**WHAT IS BEING ASKED**:
Output the material word for word. Leave each picture out.

**DATA SEGMENT**:
————————

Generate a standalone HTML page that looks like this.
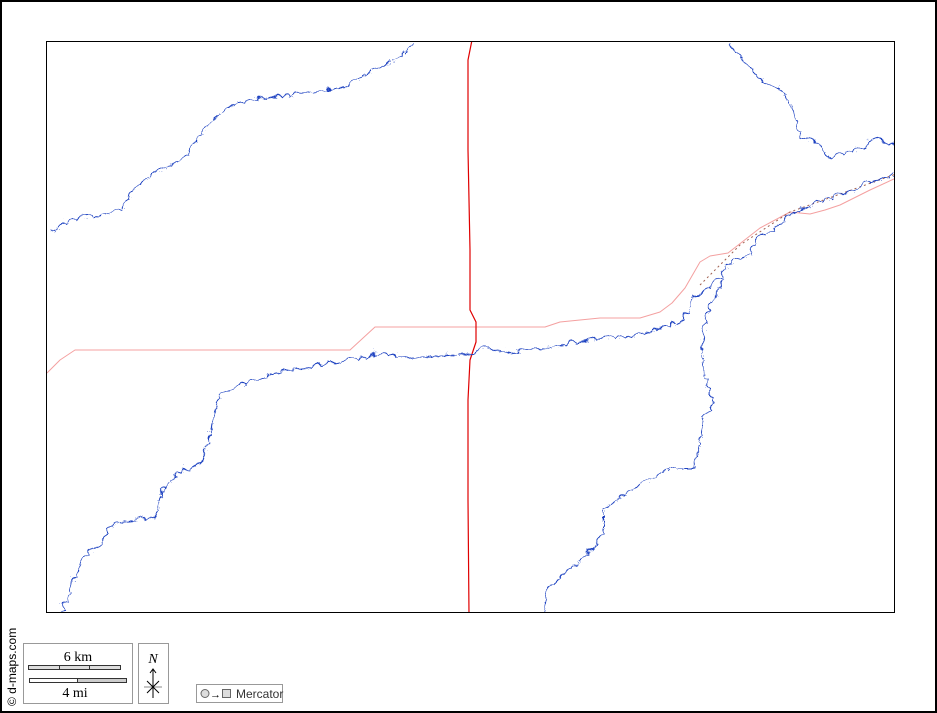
<!DOCTYPE html>
<html><head><style>
body{margin:0;width:937px;height:713px;overflow:hidden;background:#fff;font-family:"Liberation Sans",sans-serif}
</style></head><body>
<svg width="937" height="713" viewBox="0 0 937 713" style="position:absolute;left:0;top:0">
<defs>
<filter id="w" x="-5%" y="-5%" width="110%" height="110%">
<feTurbulence type="turbulence" baseFrequency="0.09" numOctaves="1" seed="5"/>
<feDisplacementMap in="SourceGraphic" scale="9" xChannelSelector="R" yChannelSelector="G"/>
</filter>
<clipPath id="c"><rect x="46" y="41" width="848" height="571"/></clipPath>
</defs>
<rect x="1" y="1" width="935" height="711" fill="#fff" stroke="#000" stroke-width="2"/>
<g clip-path="url(#c)" fill="none">
<polyline stroke="#f4a0a0" stroke-width="1" stroke-linejoin="round" points="47,373 60,360 75,350 350,350 375,327 545,327 560,322 600,318 640,318 660,312 672,303 685,288 700,262 710,256 728,253 760,228 790,212 810,214 825,210 840,205 870,190 896,178"/>
<polyline stroke="#a06050" stroke-width="1" stroke-dasharray="2,3" points="700,285 740,245 790,212 896,174"/>
<polyline stroke="#e00000" stroke-width="1.2" stroke-linejoin="round" points="472,40 468,60 468,150 470,250 470,310 476,322 476,342 470,360 468,400 468,500 469,614"/>
<g stroke="#1a3fc0" stroke-width="1" filter="url(#w)">
<polyline points="46,230 62,220 75,215 100,212 120,205 130,185 150,170 170,160 185,150 195,135 210,115 235,100 260,95 290,92 320,88 345,82 360,72 375,65 395,55 410,40"/>
<polyline points="725,40 745,60 755,75 775,85 790,105 795,125 800,135 815,140 825,155 840,150 860,145 870,135 882,140 896,142"/>
<polyline points="896,170 880,175 864,180 850,188 833,193 815,200 800,205 790,210 780,218 770,228 755,232 748,250 730,258 722,265 718,275 700,288 690,295 684,312 675,320 650,327 630,333 600,335 570,340 540,345 510,350 480,343 470,350 440,352 400,355 380,350 360,355 330,360 300,365 270,370 260,375 245,380 230,385 215,395 210,415 205,440 200,455 190,465 175,470 160,485 155,505 150,515 120,518 105,525 100,540 85,550 75,565 70,580 65,595 58,614"/>
<polyline points="720,275 712,295 704,310 702,325 698,345 700,360 705,380 710,400 700,420 695,445 690,465 665,465 650,475 630,485 615,495 600,505 600,530 590,545 575,560 560,570 545,585 540,614"/>
</g>
</g>
<rect x="46.5" y="41.5" width="848" height="571" fill="none" stroke="#000" stroke-width="1"/>
<text transform="translate(16,706) rotate(-90)" font-size="12" fill="#000" font-family="Liberation Sans,sans-serif">© d-maps.com</text>
<rect x="23.5" y="643.5" width="109" height="60" fill="#fff" stroke="#999"/>
<text x="78" y="661" font-size="14" text-anchor="middle" font-family="Liberation Serif,serif">6 km</text>
<rect x="28.5" y="665.5" width="92" height="4" fill="#ddd" stroke="#333"/>
<line x1="59.5" y1="665" x2="59.5" y2="670" stroke="#333"/><line x1="89.5" y1="665" x2="89.5" y2="670" stroke="#333"/>
<rect x="29.5" y="678.5" width="48" height="4" fill="#fff" stroke="#333"/>
<rect x="77.5" y="678.5" width="49" height="4" fill="#ccc" stroke="#333"/>
<text x="75" y="697" font-size="14" text-anchor="middle" font-family="Liberation Serif,serif">4 mi</text>
<rect x="138.5" y="643.5" width="30" height="60" fill="#fff" stroke="#999"/>
<text x="153" y="663" font-size="14" font-style="italic" text-anchor="middle" font-family="Liberation Serif,serif">N</text>
<line x1="153" y1="670" x2="153" y2="698" stroke="#000"/>
<polyline points="150,673 153,669 156,673" fill="none" stroke="#000"/>
<line x1="144" y1="687" x2="162" y2="687" stroke="#888"/>
<line x1="147" y1="681" x2="159" y2="693" stroke="#000"/><line x1="159" y1="681" x2="147" y2="693" stroke="#000"/>
<rect x="196.5" y="684.5" width="86" height="18" fill="#fff" stroke="#999"/>
<circle cx="205" cy="693.5" r="4" fill="#ddd" stroke="#666"/>
<text x="210" y="698" font-size="11">→</text>
<rect x="222.5" y="689.5" width="8" height="8" fill="#ddd" stroke="#666"/>
<text x="236" y="698" font-size="12" fill="#333">Mercator</text>
</svg>
</body></html>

————————

**WRITTEN SOLUTION**:
Generate a standalone HTML page that looks like this.
<!DOCTYPE html>
<html><head><style>
body{margin:0;width:937px;height:713px;overflow:hidden;background:#fff;font-family:"Liberation Sans",sans-serif}
</style></head><body>
<svg width="937" height="713" viewBox="0 0 937 713" style="position:absolute;left:0;top:0">
<defs>
<filter id="w" x="-5%" y="-5%" width="110%" height="110%">
<feTurbulence type="turbulence" baseFrequency="0.09" numOctaves="1" seed="5"/>
<feDisplacementMap in="SourceGraphic" scale="9" xChannelSelector="R" yChannelSelector="G"/>
</filter>
<clipPath id="c"><rect x="46" y="41" width="848" height="571"/></clipPath>
</defs>
<rect x="1" y="1" width="935" height="711" fill="#fff" stroke="#000" stroke-width="2"/>
<g clip-path="url(#c)" fill="none">
<polyline stroke="#f4a0a0" stroke-width="1" stroke-linejoin="round" points="47,373 60,360 75,350 350,350 375,327 545,327 560,322 600,318 640,318 660,312 672,303 685,288 700,262 710,256 728,253 760,228 790,212 810,214 825,210 840,205 870,190 896,178"/>
<polyline stroke="#a06050" stroke-width="1" stroke-dasharray="2,3" points="700,285 740,245 790,212 896,174"/>
<polyline stroke="#e00000" stroke-width="1.2" stroke-linejoin="round" points="472,40 468,60 468,150 470,250 470,310 476,322 476,342 470,360 468,400 468,500 469,614"/>
<g stroke="#1a3fc0" stroke-width="1" filter="url(#w)">
<polyline points="46,230 62,220 75,215 100,212 120,205 130,185 150,170 170,160 185,150 195,135 210,115 235,100 260,95 290,92 320,88 345,82 360,72 375,65 395,55 410,40"/>
<polyline points="725,40 745,60 755,75 775,85 790,105 795,125 800,135 815,140 825,155 840,150 860,145 870,135 882,140 896,142"/>
<polyline points="896,170 880,175 864,180 850,188 833,193 815,200 800,205 790,210 780,218 770,228 755,232 748,250 730,258 722,265 718,275 700,288 690,295 684,312 675,320 650,327 630,333 600,335 570,340 540,345 510,350 480,343 470,350 440,352 400,355 380,350 360,355 330,360 300,365 270,370 260,375 245,380 230,385 215,395 210,415 205,440 200,455 190,465 175,470 160,485 155,505 150,515 120,518 105,525 100,540 85,550 75,565 70,580 65,595 58,614"/>
<polyline points="720,275 712,295 704,310 702,325 698,345 700,360 705,380 710,400 700,420 695,445 690,465 665,465 650,475 630,485 615,495 600,505 600,530 590,545 575,560 560,570 545,585 540,614"/>
</g>
</g>
<rect x="46.5" y="41.5" width="848" height="571" fill="none" stroke="#000" stroke-width="1"/>
<text transform="translate(16,706) rotate(-90)" font-size="12" fill="#000" font-family="Liberation Sans,sans-serif">© d-maps.com</text>
<rect x="23.5" y="643.5" width="109" height="60" fill="#fff" stroke="#999"/>
<text x="78" y="661" font-size="14" text-anchor="middle" font-family="Liberation Serif,serif">6 km</text>
<rect x="28.5" y="665.5" width="92" height="4" fill="#ddd" stroke="#333"/>
<line x1="59.5" y1="665" x2="59.5" y2="670" stroke="#333"/><line x1="89.5" y1="665" x2="89.5" y2="670" stroke="#333"/>
<rect x="29.5" y="678.5" width="48" height="4" fill="#fff" stroke="#333"/>
<rect x="77.5" y="678.5" width="49" height="4" fill="#ccc" stroke="#333"/>
<text x="75" y="697" font-size="14" text-anchor="middle" font-family="Liberation Serif,serif">4 mi</text>
<rect x="138.5" y="643.5" width="30" height="60" fill="#fff" stroke="#999"/>
<text x="153" y="663" font-size="14" font-style="italic" text-anchor="middle" font-family="Liberation Serif,serif">N</text>
<line x1="153" y1="670" x2="153" y2="698" stroke="#000"/>
<polyline points="150,673 153,669 156,673" fill="none" stroke="#000"/>
<line x1="144" y1="687" x2="162" y2="687" stroke="#888"/>
<line x1="147" y1="681" x2="159" y2="693" stroke="#000"/><line x1="159" y1="681" x2="147" y2="693" stroke="#000"/>
<rect x="196.5" y="684.5" width="86" height="18" fill="#fff" stroke="#999"/>
<circle cx="205" cy="693.5" r="4" fill="#ddd" stroke="#666"/>
<text x="210" y="698" font-size="11">→</text>
<rect x="222.5" y="689.5" width="8" height="8" fill="#ddd" stroke="#666"/>
<text x="236" y="698" font-size="12" fill="#333">Mercator</text>
</svg>
</body></html>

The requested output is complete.